Wave propagation in the frequency regime in one-dimensional quasiperiodic media -Limiting absorption principle
Pierre Amenoagbadji, Sonia Fliss, Patrick Joly
TL;DR
The paper develops a robust limiting absorption principle (LAP) for the one-dimensional Helmholtz problem with quasiperiodic coefficients by replacing Dirichlet-to-Neumann (DtN) transpare nt conditions with Robin-to-Robin (RtR) boundary data. A two-dimensional lifting and a fibered, periodic structure lead to a Riccati system that governs the propagation and scattering operators, which are analyzed spectrally under Diophantine irrationality conditions on the quasiperiodicity parameter. Under technical assumptions (notably non-Liouville irrationality and nonvanishing energy flux for the fundamental mode), the authors prove convergence of absorbing solutions to a physically meaningful limit, characterize the limit operators, and provide a numerically implementable procedure to compute the physical solution. They also connect the limiting behavior to spectral properties of the quasiperiodic operator, evanescent vs propagative regimes, and dispersion laws, with explicit links to flux densities and group velocity. The resulting framework yields both theoretical LAP results and a constructive algorithm suitable for simulations of wave propagation in quasi-periodic 1D media.
Abstract
We study the one-dimensional Helmholtz equation with (possibly perturbed) quasiperiodic coefficients. Quasiperiodic functions are the restriction of higher dimensional periodic functions along a certain (irrational) direction. In classical settings, for real-valued frequencies, this equation is generally not well-posed: existence of solutions in L 2 is not guaranteed and uniqueness in L $\infty$ may fail.
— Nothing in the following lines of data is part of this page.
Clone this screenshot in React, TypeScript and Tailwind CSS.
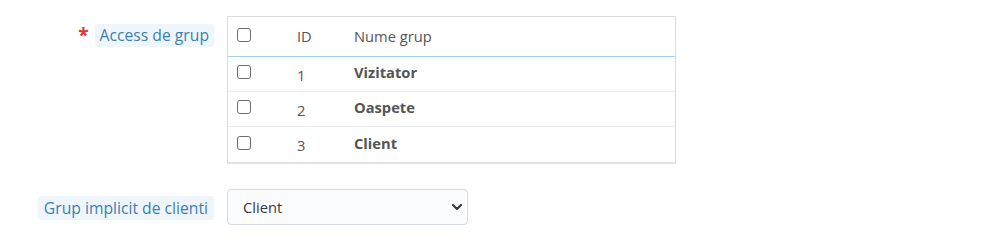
import React from "react";

const Box = () => (
  <span className="inline-block w-[14px] h-[14px] rounded-[3px] border border-[#6c6c6c] bg-white" />
);

const rows = [
  { id: 1, name: "Vizitator" },
  { id: 2, name: "Oaspete" },
  { id: 3, name: "Client" },
];

export default function App() {
  return (
    <div
      className="w-[1000px] h-[240px] bg-white text-[14.7px] text-[#363a41]"
      style={{ fontFamily: '"Open Sans", "Noto Sans", sans-serif' }}
    >
      <div className="flex pt-[16px]">
        <div className="w-[214px] flex justify-end items-start pt-[8px]">
          <span className="text-[#e0392f] text-[19px] leading-[22px] mr-[6px] font-bold">*</span>
          <span className="bg-[#eef6fc] text-[#3d7fae] text-[15.7px] rounded-[3px] px-[5px] leading-[23px]">Access de grup</span>
        </div>
        <div className="ml-[13px] w-[449px] border border-[#dcdcdc] border-b-2 border-b-[#e2e2e2]">
          <div className="flex items-center h-[40px] border-b border-[#a9cfe9] text-[#555]">
            <div className="w-[69px] pl-[9px] flex items-center -mt-[3px]"><Box /></div>
            <div className="w-[57px]">ID</div>
            <div>Nume grup</div>
          </div>
          {rows.map((r, i) => (
            <div
              key={r.id}
              className={`flex items-center h-[35px] ${i < 2 ? "border-b border-[#ececec]" : ""}`}
            >
              <div className="w-[69px] pl-[9px] flex items-center -mt-[4px]"><Box /></div>
              <div className="w-[57px] text-[#555] pt-[2px]">{r.id}</div>
              <div className="font-bold text-[#555] -mt-[3px]">{r.name}</div>
            </div>
          ))}
        </div>
      </div>
      <div className="flex items-center mt-[25px]">
        <div className="w-[214px] flex justify-end pt-[2px]">
          <span className="bg-[#eef6fc] text-[#3d7fae] text-[15.7px] rounded-[3px] px-[6px] leading-[24px]">Grup implicit de clienti</span>
        </div>
        <div className="ml-[13px] w-[241px] h-[36px] border border-[#d3dae0] rounded-[4px] bg-[#fbfcfd] flex items-center justify-between pl-[15px] pr-[4px] text-[#363a41]">
          <span>Client</span>
          <svg width="12" height="12" viewBox="0 0 12 12">
            <path d="M2 4 L6 8 L10 4" fill="none" stroke="#363a41" strokeWidth="2.2" strokeLinecap="round" strokeLinejoin="round" />
          </svg>
        </div>
      </div>
    </div>
  );
}
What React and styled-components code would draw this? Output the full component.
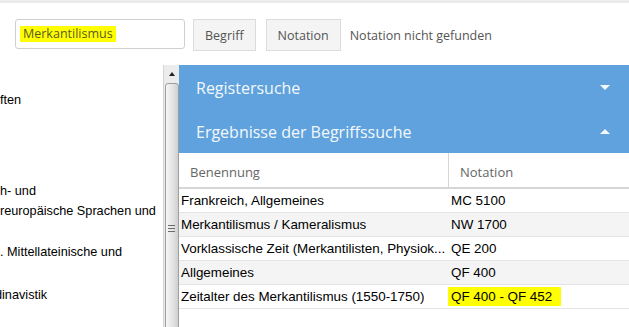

This is a well-known difficulty of Helmholtz equations, but it has never been addressed in the quasiperiodic case. We tackle this issue by using the limiting absorption principle, which consists in adding some imaginary part (also called absorption) to the frequency in order to make the equation well-posed in L 2 , and then defining the physically relevant solution by making the absorption tend to zero. In previous work, we introduced a definition of the solution of the equation with absorption based on Dirichlet-to-Neumann (DtN) boundary conditions. This approach offers two key advantages: it facilitates the limiting process and has a direct numerical counterpart. In this work, we first explain why the DtN boundary conditions have to be replaced by Robin-to-Robin boundary conditions to make the absorption go to zero. We then prove, under technical assumptions on the frequency, that the limiting absorption principle holds and we propose a numerical method to compute the physical solution.